Podaci o odgovornosti

Stubbs, Paul ; Zrinščak, Siniša

engleski

Rethinking Clientelism, Governance and Citizenship in Social Welfare: the case of Croatia

Recent work on ‘clientelism’ has sought to address the concept in terms of a broad set of practices in the context of asymmetrical distributional, governance and citizenship relations. Social welfare has, increasingly, been seen as a key site of clientelism in which claims making, akin to the capturing of institutions, resources and services by certain groups, is traded for the political advantage of particular elites (Roniger, 2004). The concept of clientelism has been used by Ferrera (1994) in order to explain the specificities of the Southern European welfare model and clientelist-particularistic relations has been seen as one of the core features, along with religion and the role of the family, in the ‘extended family’ of Mediterranean welfare states (Gal, 2010). Studies of post-communist transformations have been dominated by two paradigms: one focusing on path-dependent internal features and the other on processes of globalisation and Europeanisation, neither of which are sufficient to explain all the features of post-communist welfare transformations, especially in countries marked by a slow and delayed Europeanization. Taking Croatia as a case study, marked as it is by a quite peculiar configuration of Bismarckian, post-communist, and post-conflict legacies, this paper seeks to address clientelism as a set of complex, changing and contested politicised projects, through which social policy is subject to competing and contradictory tendencies in the context of war, new nation state building, and populist authoritarian political tendencies.
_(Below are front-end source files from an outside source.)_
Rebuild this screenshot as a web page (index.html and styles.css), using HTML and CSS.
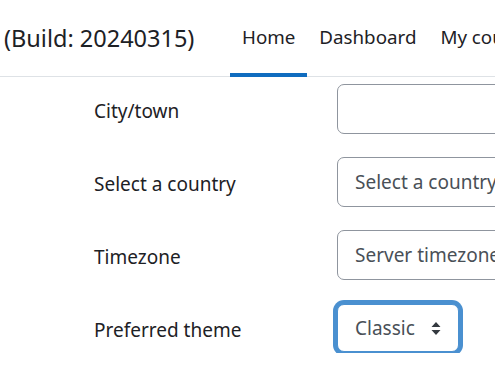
FILE: index.html
```html
<!DOCTYPE html>
<html lang="en">
<head>
<meta charset="utf-8">
<link rel="stylesheet" href="styles.css">
</head>
<body>
<header class="navbar">
  <div class="brand">(Build: 20240315)</div>
  <nav class="primary">
    <a class="nav-link active" href="#">Home</a>
    <a class="nav-link" href="#">Dashboard</a>
    <a class="nav-link" href="#">My courses</a>
  </nav>
</header>
<main class="form">
  <div class="row">
    <label class="label">City/town</label>
    <div class="field"><input class="control" type="text"></div>
  </div>
  <div class="row">
    <label class="label">Select a country</label>
    <div class="field"><div class="control select">Select a country...</div></div>
  </div>
  <div class="row">
    <label class="label">Timezone</label>
    <div class="field"><div class="control select">Server timezone (Europe/London)</div></div>
  </div>
  <div class="row">
    <label class="label">Preferred theme</label>
    <div class="field"><div class="control small focused">Classic
      <svg class="arrows" width="10" height="15" viewBox="0 0 10 15"><path d="M5 1 L9.5 6 H0.5 Z M5 14 L9.5 9 H0.5 Z" fill="#343a40"/></svg>
    </div></div>
  </div>
</main>
</body>
</html>
```
FILE: styles.css
```css
html, body {
  margin: 0;
  padding: 0;
  background: #fff;
  overflow: hidden;
}
body {
  font-family: "Noto Sans", "Open Sans", sans-serif;
  color: #1d2125;
  width: 495px;
}
.navbar {
  display: flex;
  align-items: stretch;
  height: 76px;
  border-bottom: 1px solid #dee2e6;
  white-space: nowrap;
}
.brand {
  display: flex;
  align-items: center;
  padding-left: 4px;
  font-size: 23.5px;
  width: 226px;
  flex: none;
}
.primary {
  display: flex;
  align-items: stretch;
}
.nav-link {
  display: flex;
  align-items: center;
  padding: 0 12px 0 12px;
  font-size: 18.75px;
  color: #1d2125;
  text-decoration: none;
  border-bottom: 4px solid transparent;
  margin-bottom: -1px;
}
.nav-link.active {
  border-bottom-color: #0f6cbf;
}
.form {
  display: flex;
  flex-direction: column;
  gap: 23px;
  padding-top: 7px;
}
.row {
  display: flex;
  align-items: center;
  height: 50px;
}
.label {
  width: 243px;
  padding-left: 94px;
  padding-top: 3px;
  flex: none;
  font-size: 19px;
}
.field {
  flex: none;
}
.control {
  box-sizing: border-box;
  height: 50px;
  width: 300px;
  border: 1px solid #8f959e;
  border-radius: 7px;
  font-family: inherit;
  font-size: 19px;
  color: #495057;
  padding: 0 17px;
  display: flex;
  align-items: center;
  white-space: nowrap;
  overflow: hidden;
  background: #fff;
}
.control.small {
  width: 122px;
  height: 48px;
  justify-content: space-between;
  padding: 0 17px 0 17px;
}
.focused {
  border-color: #4a90d0;
  box-shadow: 0 0 0 4px #4a90d0;
}
.arrows {
  flex: none;
}
```
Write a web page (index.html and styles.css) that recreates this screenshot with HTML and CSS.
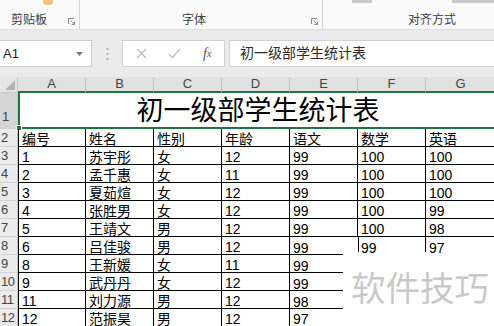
FILE: index.html
```html
<!DOCTYPE html>
<html lang="zh">
<head>
<meta charset="utf-8">
<title>初一级部学生统计表</title>
<link rel="stylesheet" href="styles.css">
</head>
<body>
<div class="ribbon">
  <div class="grp g1">
    <span class="frag paste"></span>
    <span class="lbl">剪贴板</span>
    <span class="launch"><svg width="7" height="7" viewBox="0 0 7 7"><path d="M0.5 6V0.5H6" fill="none" stroke="#8a8a8a"/><path d="M2.5 2.5L6.5 6.5M6.5 3.5V6.5H3.5" fill="none" stroke="#8a8a8a"/></svg></span>
  </div>
  <div class="grp g2">
    <span class="lbl">字体</span>
    <span class="launch"><svg width="7" height="7" viewBox="0 0 7 7"><path d="M0.5 6V0.5H6" fill="none" stroke="#8a8a8a"/><path d="M2.5 2.5L6.5 6.5M6.5 3.5V6.5H3.5" fill="none" stroke="#8a8a8a"/></svg></span>
  </div>
  <div class="grp g3">
    <span class="frag bar1"></span>
    <span class="frag bar2"></span>
    <span class="lbl">对齐方式</span>
  </div>
</div>

<div class="fbar">
  <div class="namebox"><span>A1</span><span class="caret"><svg width="7" height="4" viewBox="0 0 7 4"><path d="M0 0H7L3.5 4Z" fill="#777"/></svg></span></div>
  <div class="dots"><svg width="3" height="14" viewBox="0 0 3 14"><circle cx="1.5" cy="2" r="1" fill="#a8a8a8"/><circle cx="1.5" cy="7" r="1" fill="#a8a8a8"/><circle cx="1.5" cy="12" r="1" fill="#a8a8a8"/></svg></div>
  <div class="fxbox">
    <span class="fxi"><svg width="11" height="11" viewBox="0 0 11 11"><path d="M1 1L10 10M10 1L1 10" stroke="#b9b9b9" stroke-width="1.2"/></svg></span>
    <span class="fxi"><svg width="13" height="11" viewBox="0 0 13 11"><path d="M1 6L4.5 9.5L12 1" fill="none" stroke="#b9b9b9" stroke-width="1.2"/></svg></span>
    <span class="fxi fx">f<sub>x</sub></span>
  </div>
  <div class="finput">初一级部学生统计表</div>
</div>

<div class="sheet">
  <div class="corner"><svg width="10" height="10" viewBox="0 0 10 10"><path d="M10 0V10H0Z" fill="#b4b4b4"/></svg></div>
  <div class="ch">A</div><div class="ch">B</div><div class="ch">C</div><div class="ch">D</div><div class="ch">E</div><div class="ch">F</div><div class="ch last">G</div>

  <div class="rh sel">1</div>
  <div class="title">初一级部学生统计表<span class="handle"></span></div>

  <div class="rh">2</div>
  <div class="c a">编号</div><div class="c">姓名</div><div class="c">性别</div><div class="c">年龄</div><div class="c">语文</div><div class="c">数学</div><div class="c">英语</div>

  <div class="rh">3</div>
  <div class="c a">1</div><div class="c">苏宇彤</div><div class="c">女</div><div class="c">12</div><div class="c">99</div><div class="c">100</div><div class="c">100</div>

  <div class="rh">4</div>
  <div class="c a">2</div><div class="c">孟千惠</div><div class="c">女</div><div class="c">11</div><div class="c">99</div><div class="c">100</div><div class="c">100</div>

  <div class="rh">5</div>
  <div class="c a">3</div><div class="c">夏茹煊</div><div class="c">女</div><div class="c">12</div><div class="c">99</div><div class="c">100</div><div class="c">100</div>

  <div class="rh">6</div>
  <div class="c a">4</div><div class="c">张胜男</div><div class="c">女</div><div class="c">12</div><div class="c">99</div><div class="c">100</div><div class="c">99</div>

  <div class="rh">7</div>
  <div class="c a">5</div><div class="c">王靖文</div><div class="c">男</div><div class="c">12</div><div class="c">99</div><div class="c">100</div><div class="c">98</div>

  <div class="rh">8</div>
  <div class="c a">6</div><div class="c">吕佳骏</div><div class="c">男</div><div class="c">12</div><div class="c e short part">99</div><div class="c open part">99</div><div class="c open">97</div>

  <div class="rh">9</div>
  <div class="c a">8</div><div class="c">王新媛</div><div class="c">女</div><div class="c">11</div><div class="c e short">99</div><div class="blank"></div><div class="blank"></div>

  <div class="rh">10</div>
  <div class="c a">9</div><div class="c">武丹丹</div><div class="c">女</div><div class="c">12</div><div class="c e short">99</div><div class="blank"></div><div class="blank"></div>

  <div class="rh">11</div>
  <div class="c a">11</div><div class="c">刘力源</div><div class="c">男</div><div class="c">12</div><div class="c e short">98</div><div class="blank"></div><div class="blank"></div>

  <div class="rh">12</div>
  <div class="c a">12</div><div class="c">范振昊</div><div class="c">男</div><div class="c">12</div><div class="c e">97</div><div class="blank"></div><div class="blank"></div>

  <div class="watermark">软件技巧</div>
</div>
</body>
</html>
```

FILE: styles.css
```css
* { box-sizing: border-box; margin: 0; padding: 0; }

body {
  width: 494px;
  height: 326px;
  overflow: hidden;
  background: #fff;
  font-family: "Liberation Sans", "Noto Sans CJK SC", sans-serif;
  color: #000;
}

/* ---------- ribbon ---------- */
.ribbon {
  height: 30px;
  display: flex;
  background: #fafafa;
  border-bottom: 1px solid #dedede;
}
.grp {
  position: relative;
  height: 100%;
  display: flex;
  align-items: flex-end;
  padding-bottom: 2px;
  border-right: 1px solid #d4d4d4;
  font-size: 12px;
  line-height: 14px;
  color: #3c3c3c;
}
.g1 { width: 80px; padding-left: 11px; }
.g2 { width: 243px; padding-left: 102px; }
.g3 { flex: 1; padding-left: 85px; border-right: none; }
.launch { margin-left: auto; margin-right: 4px; margin-bottom: 2px; display: flex; }
.g2 .launch { margin-right: 4px; }
.frag { position: absolute; top: 0; }
.paste { left: 43px; width: 10px; height: 5px; background: #f2c27a; border-radius: 0 0 4px 4px; }
.bar1 { left: 29px; width: 20px; height: 3px; background: #c9c9c9; }
.bar2 { left: 129px; width: 50px; height: 3px; background: #c9c9c9; }

/* ---------- formula bar ---------- */
.fbar {
  height: 47px;
  display: flex;
  align-items: flex-start;
  padding-top: 10px;
  background: #ebebeb;
}
.namebox {
  width: 92px;
  height: 27px;
  background: #fff;
  border: 1px solid #cdcdcd;
  border-left: none;
  display: flex;
  align-items: center;
  justify-content: space-between;
  padding: 0 8px 0 3px;
  font-size: 13px;
  color: #222;
}
.caret { display: flex; }
.dots {
  width: 30px;
  height: 27px;
  display: flex;
  align-items: center;
  justify-content: center;
}
.fxbox {
  width: 103px;
  height: 27px;
  background: #fff;
  border: 1px solid #d2d2d2;
  display: flex;
  align-items: center;
  padding-left: 13px;
  gap: 21px;
}
.fxi { display: flex; align-items: center; }
.fx {
  font-family: "Liberation Serif", serif;
  font-style: italic;
  font-size: 14px;
  color: #555;
  margin-left: 1px;
}
.fx sub { font-size: 10px; vertical-align: -1px; }
.finput {
  flex: 1;
  height: 27px;
  margin-left: 4px;
  background: #fff;
  border: 1px solid #d2d2d2;
  border-right: none;
  padding-left: 10px;
  font-size: 14px;
  line-height: 25px;
  color: #2a2a2a;
}

/* ---------- sheet ---------- */
.sheet {
  position: relative;
  display: grid;
  grid-template-columns: 18px repeat(6, 68px) 70px;
  grid-template-rows: 16px 36px repeat(11, 18px);
  width: 496px;
}
.corner {
  background: #e6e6e6;
  border-right: 1px solid #c8c8c8;
  border-bottom: 1px solid #c8c8c8;
  display: flex;
  align-items: flex-end;
  justify-content: flex-end;
  padding: 0 2px 2px 0;
}
.ch {
  background: #e1e1e1;
  border-right: 1px solid #c2c2c2;
  border-bottom: 2px solid #217346;
  font-size: 13px;
  line-height: 14px;
  color: #454545;
  text-align: center;
}
.rh {
  background: #ebebeb;
  border-right: 1px solid #c6c6c6;
  border-bottom: 1px solid #d4d4d4;
  font-size: 13px;
  line-height: 14px;
  color: #444;
  padding-left: 1px;
  display: flex;
  align-items: flex-end;
  padding-bottom: 1px;
  letter-spacing: -0.5px;
}
.rh.sel { background: #d6d6d6; padding-left: 2px; padding-bottom: 4px; }

.title {
  position: relative;
  grid-column: 2 / 9;
  border-left: 2px solid #217346;
  border-bottom: 2px solid #217346;
  display: flex;
  align-items: flex-end;
  justify-content: center;
  font-size: 27px;
  line-height: 30px;
  padding-bottom: 1px;
  color: #000;
}
.handle {
  position: absolute;
  left: -4px;
  bottom: -4px;
  width: 6px;
  height: 6px;
  background: #217346;
  border: 1px solid #fff;
}

.c {
  position: relative;
  border-right: 1px solid #000;
  border-bottom: 1px solid #000;
  font-size: 14px;
  line-height: 13px;
  padding-left: 3px;
  display: flex;
  align-items: flex-end;
  white-space: nowrap;
}
.c.a { border-left: 1px solid #000; padding-left: 3px; }
.c.e { border-right: none; }
.c.short { border-bottom: none; }
.c.short::before {
  content: "";
  position: absolute;
  left: 0;
  bottom: 0;
  width: 53px;
  border-bottom: 1px solid #000;
}
.c.open { border-bottom: none; border-right: none; }
.c.part::after {
  content: "";
  position: absolute;
  right: -1px;
  top: 0;
  height: 15px;
  border-right: 1px solid #000;
}
.c.open.part::after { right: 0; }
.blank { background: #fff; }

.watermark {
  position: absolute;
  left: 351px;
  top: 189px;
  font-family: "Noto Sans CJK SC", sans-serif;
  font-size: 34.5px;
  line-height: 40px;
  color: #c9c9c9;
  letter-spacing: 0;
  pointer-events: none;
}
```
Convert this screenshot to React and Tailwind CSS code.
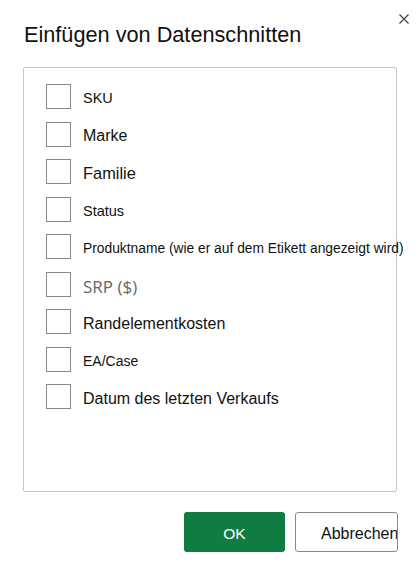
import React from 'react';

const fields = [
  { label: 'SKU', cls: 'text-[14.5px] text-[#111]' },
  { label: 'Marke', cls: 'text-[16px] text-[#111]' },
  { label: 'Familie', cls: 'text-[16.4px] text-[#111]' },
  { label: 'Status', cls: 'text-[14.5px] text-[#111]' },
  { label: 'Produktname (wie er auf dem Etikett angezeigt wird)', cls: 'text-[13.8px] text-[#111]' },
  { label: 'SRP ($)', cls: 'text-[17px] text-[#666] font-["Open_Sans",sans-serif]' },
  { label: 'Randelementkosten', cls: 'text-[16px] text-[#111]' },
  { label: 'EA/Case', cls: 'text-[14px] text-[#111]' },
  { label: 'Datum des letzten Verkaufs', cls: 'text-[16px] text-[#111]' },
];

const SliceRow = ({ label, cls }) => (
  <label className="flex items-center h-[25px] gap-[12px] cursor-pointer">
    <span className="w-[25px] h-[25px] shrink-0 border border-[#8a8a8a] bg-white" />
    <span className={`mt-1 whitespace-nowrap leading-none ${cls}`}>{label}</span>
  </label>
);

export default function App() {
  return (
    <div className="relative w-[418px] h-[577px] bg-white font-['Liberation_Sans',Arial,sans-serif] flex flex-col">
      <button className="absolute top-[14px] right-[9px] w-[10px] h-[10px] text-[#444]" aria-label="Schließen">
        <svg viewBox="0 0 10 10" className="w-[10px] h-[10px]">
          <path d="M0.5 0.5 L9.5 9.5 M9.5 0.5 L0.5 9.5" stroke="currentColor" strokeWidth="1.2" fill="none" />
        </svg>
      </button>

      <h1 className="pl-[24px] pt-[22px] text-[21.7px] leading-[25px] text-[#111] font-normal">
        Einfügen von Datenschnitten
      </h1>

      <div className="mt-[20px] ml-[23px] w-[374px] h-[425px] border border-[#c8c8c8] rounded-[2px] pt-[16px] pl-[22px]">
        <div className="flex flex-col gap-[12.5px]">
          {fields.map((f) => (
            <SliceRow key={f.label} {...f} />
          ))}
        </div>
      </div>

      <div className="flex justify-end gap-[10px] pr-[20px] mt-[20px]">
        <button className="w-[101px] h-[40px] pt-[4px] bg-[#107c41] rounded-[3px] text-white text-[15.5px]">
          OK
        </button>
        <button className="w-[103px] h-[40px] pt-[4px] border border-[#8a8a8a] rounded-[3px] bg-white text-[#111] text-[16px] text-left pl-[25px] overflow-hidden whitespace-nowrap">
          Abbrechen
        </button>
      </div>
    </div>
  );
}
In a political environment in which power struggles within the ruling party have been as important as externally driven reforms, the paper explores the nature of captured and categorical distributional effects, the dominance of nationality over territorial-based citizenship claims, and the politicisation of the nature and scale of governance The privileging of the rights of war veterans, those of Croatian ethnicity and those with linkages to the ruling party are addressed in the context of competing reform discourses of universalism and rights, on the one hand, and targeting and economic efficiency, on the other.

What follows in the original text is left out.